Molecular Foundry researchers developed detailed simulations of the point where the electrode and electrolyte meet, known as the interface, indicating that no spontaneous chemical reactions should occur under ideal conditions, either. The simulations, though, did not account for all of the chemical details.
“Prior to our investigations,” said Ethan Crumlin, an ALS scientist who coordinated the X-ray experiments and co-led the study with Prendergast, “there were suspicions about the behavior of these materials and possible connections to poor battery performance, but they hadn’t been confirmed in a working battery.”
Commercially popular lithium-ion batteries, which power many portable electronic devices (such as mobile phones, laptops, and power tools) and a growing fleet of electric vehicles, shuttle lithium ions – lithium atoms that become charged by shedding an electron – back and forth between the two battery electrodes. These electrode materials are porous at the atomic scale and are alternatively loaded up or emptied of lithium ions as the battery is charged or discharged.
In this type of battery, the negative electrode is typically composed of carbon, which has a more limited capacity for storing these lithium ions than other materials would.
So increasing the density of stored lithium by using another material would make for lighter, smaller, more powerful batteries. Using lithium metal in the electrode, for example, can pack in more lithium ions in the same space, though it is a highly reactive substance that burns when exposed to air, and requires further research on how to best package and protect it for long-term stability.
Magnesium metal has a higher energy density than lithium metal, meaning you can potentially store more energy in a battery of the same size if you use magnesium rather than lithium.
Magnesium is also more stable than lithium. Its surface forms a self-protecting “oxidized” layer as it reacts with moisture and oxygen in the air. But within a battery, this oxidized layer is believed to reduce efficiency and shorten battery life, so researchers are looking for ways to avoid its formation.
To explore the formation of this layer in more detail, the team employed a unique X-ray technique developed recently at the ALS, called APXPS (ambient pressure X-ray photoelectron spectroscopy). This new technique is sensitive to the chemistry occurring at the interface of a solid and liquid, which makes it an ideal tool to explore battery chemistry at the surface of the electrode, where it meets the liquid electrolyte.
Even before a current was fed into the test battery, the X-ray results showed signs of chemical decomposition of the electrolyte, specifically at the interface of the magnesium electrode.

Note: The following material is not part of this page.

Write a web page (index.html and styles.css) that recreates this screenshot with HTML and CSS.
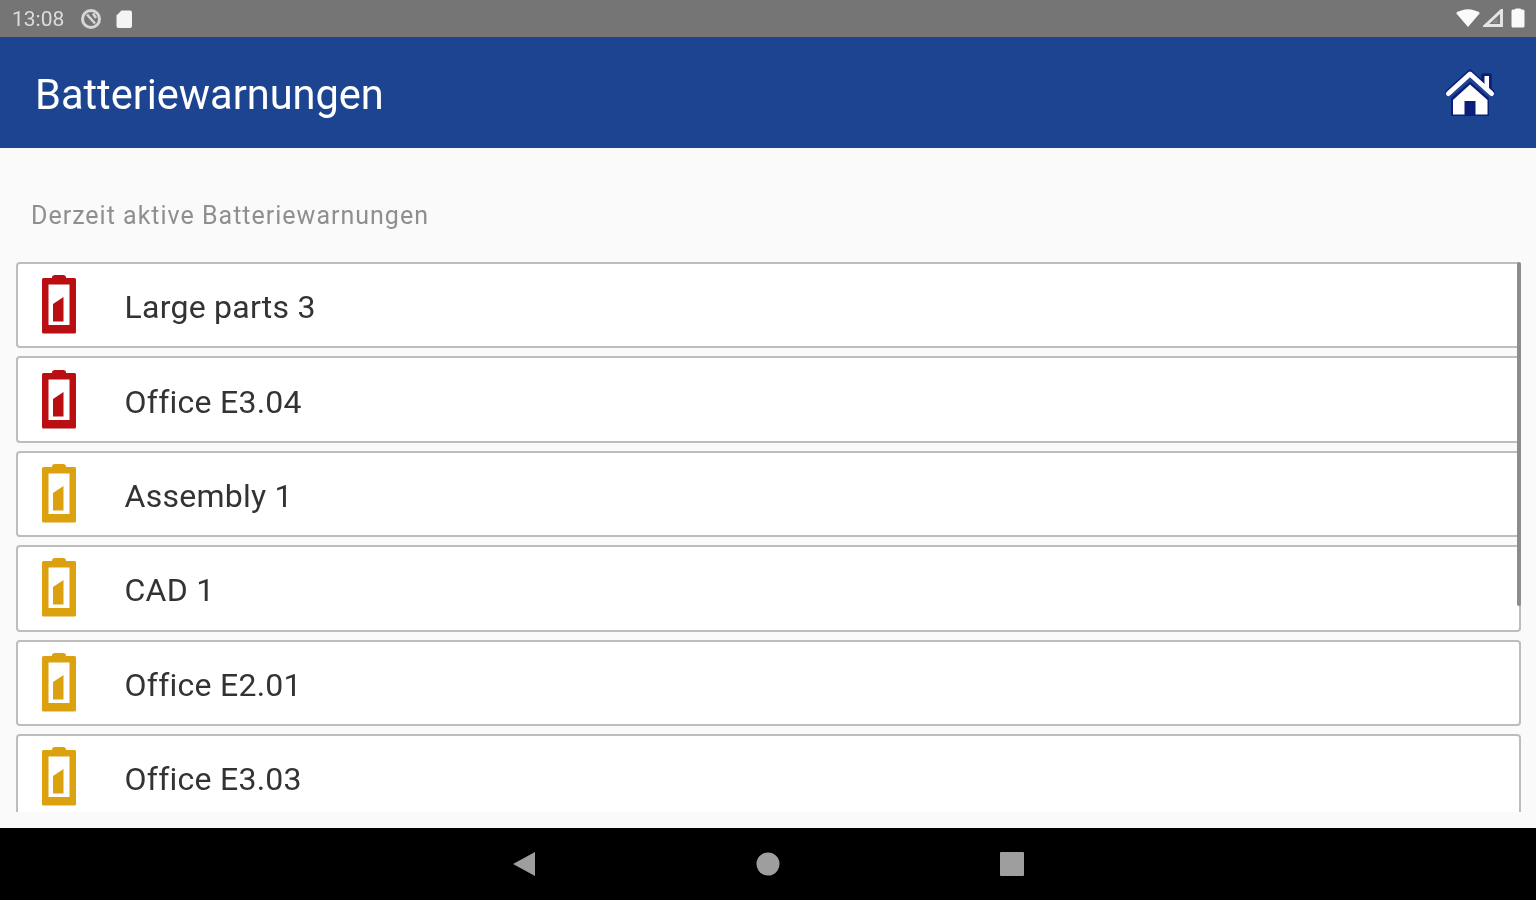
FILE: index.html
```html
<!DOCTYPE html>
<html lang="de">
<head>
<meta charset="utf-8">
<title>Batteriewarnungen</title>
<link rel="stylesheet" href="styles.css">
</head>
<body>
<svg class="defs" width="0" height="0" aria-hidden="true">
  <symbol id="batt" viewBox="0 0 36 60">
    <path fill-rule="evenodd" d="M11 3.500Q11 1 14 1H22Q25 1 25 3.500V4H33.500Q35 4 35 5.500V58Q35 59.500 33.500 59.500H2.500Q1 59.500 1 58V5.500Q1 4 2.500 4H11ZM7.500 10.500V51H28.500V10.500Z"/>
    <path d="M12 30L22.500 23V47.500H12Z"/>
  </symbol>
</svg>
<div class="screen">
  <header class="status">
    <div class="status-left">
      <span class="time">13:08</span>
      <svg class="ic-vpn" width="22" height="22" viewBox="0 0 22 22"><circle cx="11" cy="11" r="8.500" fill="none" stroke="#d6d6d6" stroke-width="3"/><path d="M7 6.500L15 15.500M13 5.500L16 10" stroke="#d6d6d6" stroke-width="2.500" fill="none"/></svg>
      <svg class="ic-sd" width="16" height="18" viewBox="0 0 16 18"><path d="M5.500 0.500H14Q16 0.500 16 2.500V16Q16 18 14 18H2.500Q0.500 18 0.500 16V5.500Z" fill="#f4f4f4"/></svg>
    </div>
    <div class="status-right">
      <svg width="24" height="18" viewBox="0 0 24 18"><path d="M0 4Q12 -3.500 24 4L12 18Z" fill="#fafafa"/></svg>
      <svg width="20" height="18" viewBox="0 0 20 18"><path d="M18.500 1.500V16.500H2.500Z" fill="none" stroke="#e4e4e4" stroke-width="3"/><path d="M14.500 9V14H9.500Z" fill="#8a8a8a"/></svg>
      <svg width="14" height="20" viewBox="0 0 14 20"><path d="M4 1.500Q4 0.500 5 0.500H9Q10 0.500 10 1.500H12Q13.500 1.500 13.500 3V18Q13.500 19.500 12 19.500H2Q0.500 19.500 0.500 18V3Q0.500 1.500 2 1.500Z" fill="#fafafa"/></svg>
    </div>
  </header>
  <div class="appbar">
    <h1 class="title">Batteriewarnungen</h1>
    <svg class="home" width="52" height="50" viewBox="0 0 52 50">
      <path d="M3 24L26 3L39 15V7H46V21L49 24" fill="none" stroke="#0b1f7a" stroke-width="3.500" stroke-linecap="round" stroke-linejoin="round"/>
      <path d="M7 30L26 13.500L45 30V48H7Z" fill="#0b1f7a"/>
      <path d="M4.500 25.500L26 6L47.500 25.500" fill="none" stroke="#fff" stroke-width="5" stroke-linecap="round" stroke-linejoin="round"/>
      <rect x="40.500" y="8" width="4.500" height="13" fill="#fff"/>
      <path d="M26 16.500L43.500 32V46.500H31.500V33H20.500V46.500H9V32Z" fill="#fff"/>
    </svg>
  </div>
  <main class="content">
    <p class="subtitle">Derzeit aktive Batteriewarnungen</p>
    <div class="list-wrap">
      <ul class="list">
        <li class="card"><svg class="batt red"><use href="#batt"/></svg><span class="name">Large parts 3</span></li>
        <li class="card"><svg class="batt red"><use href="#batt"/></svg><span class="name">Office E3.04</span></li>
        <li class="card"><svg class="batt amber"><use href="#batt"/></svg><span class="name">Assembly 1</span></li>
        <li class="card"><svg class="batt amber"><use href="#batt"/></svg><span class="name">CAD 1</span></li>
        <li class="card"><svg class="batt amber"><use href="#batt"/></svg><span class="name">Office E2.01</span></li>
        <li class="card"><svg class="batt amber"><use href="#batt"/></svg><span class="name">Office E3.03</span></li>
      </ul>
      <div class="scrollbar"></div>
    </div>
  </main>
  <nav class="navbar">
    <svg width="24" height="26" viewBox="0 0 24 26"><path d="M1 13L23 1V25Z" fill="#9e9e9e"/></svg>
    <svg width="24" height="24" viewBox="0 0 24 24"><circle cx="12" cy="12" r="11.500" fill="#9e9e9e"/></svg>
    <svg width="24" height="24" viewBox="0 0 24 24"><rect width="24" height="24" rx="1" fill="#9e9e9e"/></svg>
  </nav>
</div>
</body>
</html>
```

FILE: styles.css
```css
* { box-sizing: border-box; }
html, body { margin: 0; padding: 0; }
body { font-family: Roboto, "Liberation Sans", sans-serif; background: #fafafa; }
.defs { display: block; height: 0; }
.screen { width: 1536px; height: 900px; display: flex; flex-direction: column; overflow: hidden; filter: blur(0.6px); }
.status { height: 37px; background: #757575; display: flex; justify-content: space-between; align-items: center; padding: 0 2px 0 12px; flex: none; }
.status-left, .status-right { display: flex; align-items: center; }
.status-left { gap: 16px; }
.status-right { gap: 3px; margin-top: -1px; padding-right: 9px; }
.status-right svg:last-child { margin-left: 5px; }
.time { color: #dcdcdc; font-size: 21px; letter-spacing: 0; }
.ic-sd { margin-left: -2px; }
.appbar { height: 111px; background: #1c4490; display: flex; justify-content: space-between; align-items: center; padding: 0 40px 0 35px; flex: none; }
.title { margin: 4px 0 0; color: #fff; font-size: 41.6px; font-weight: 400; line-height: 1; letter-spacing: -0.03px; }
.content { flex: 1; min-height: 0; background: #fafafa; padding-top: 54px; }
.subtitle { margin: 0 0 32px 31px; height: 28px; line-height: 28px; color: #8f8f8f; font-size: 25px; letter-spacing: 1px; }
.list-wrap { position: relative; height: 550px; margin: 0 15px 0 16px; overflow: hidden; }
.list { list-style: none; margin: 0; padding: 0; display: flex; flex-direction: column; gap: 8px; }
.card { height: 86.4px; flex: none; background: #fff; border: 2px solid #bdbdbd; border-radius: 4px; display: flex; align-items: center; padding-left: 23px; }
.batt { width: 36px; height: 60px; flex: none; margin-top: -2px; }
.red { fill: #b90e12; }
.amber { fill: #dca10e; }
.name { margin: 4px 0 0 47.5px; color: #333; font-size: 32px; letter-spacing: 0.25px; }
.scrollbar { position: absolute; top: 0; right: 0; width: 4px; height: 344px; background: #8c8c8c; border-radius: 2px; }
.navbar { height: 72px; background: #000; flex: none; display: flex; align-items: center; padding-left: 512px; gap: 220px; }
```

The findings forced researchers to rethink their molecular-scale picture of these materials and how they interact.
What they determined is that the self-stabilizing, thin oxide surface layer that forms on the magnesium has defects and impurities that drive unwanted reactions.
“It’s not the metal itself, or its oxides, that are a problem,” Prendergast said. “It’s the fact you can have imperfections in the oxidized surface. These little disparities become sites for reactions. It feeds itself in this way.”
A further round of simulations, which proposed possible defects in the oxidized magnesium surface, showed that defects in the oxidized surface layer of the anode can expose magnesium ions that then act as traps for the electrolyte’s molecules.
If free-floating hydroxide ions – molecules containing a single oxygen atom bound to a hydrogen atom that can be formed as trace amounts of water react with the magnesium metal – meet these surface-bound molecules, they will react.
This wastes electrolyte, drying out the battery over time. And the products of these reactions foul the anode’s surface, impairing the battery’s function.
It took several iterations back and forth, between the experimental and theoretical members of the team, to develop a model consistent with the X-ray measurements. The efforts were supported by millions of hours’ worth of computing power at the Lab’s National Energy Research Scientific Computing Center.
Researchers noted the importance of having access to X-ray techniques, nanoscale expertise, and computing resources at the same Lab.
The results could be relevant to other types of battery materials, too, including prototypes based on lithium or aluminum metal. Prendergast said, “This could be a more general phenomenon defining electrolyte stability.”
Crumlin added, “We’ve already started running new simulations that could show us how to modify the electrolyte to reduce the instability of these reactions.” Likewise, he said, it may be possible to tailor the surface of the magnesium to reduce or eliminate some of the unwanted chemical reactivity.
“Rather than allowing it to create its own interface, you could construct it yourself to control and stabilize the interface chemistry,” he added. “Right now it leads to uncontrollable events.”
Berkeley Lab’s Advanced Light Source, Molecular Foundry, and National Energy Research Scientific Computing Center are DOE Office of Science User Facilities that are open to visiting researchers from around the nation and world.
Researchers from the Joint Center for Energy Storage Research at Berkeley Lab and Sandia National Laboratories in New Mexico comprised the team, together with scientists from the University of Maryland, and from the Shanghai Institute of Microsystem and Information Technology in China. Funding for the project was provided by the Joint Center for Energy Storage Research, a Department of Energy Innovation Hub, and the research was also supported by the U.S. Department of Energy’s Office of Basic Energy Sciences.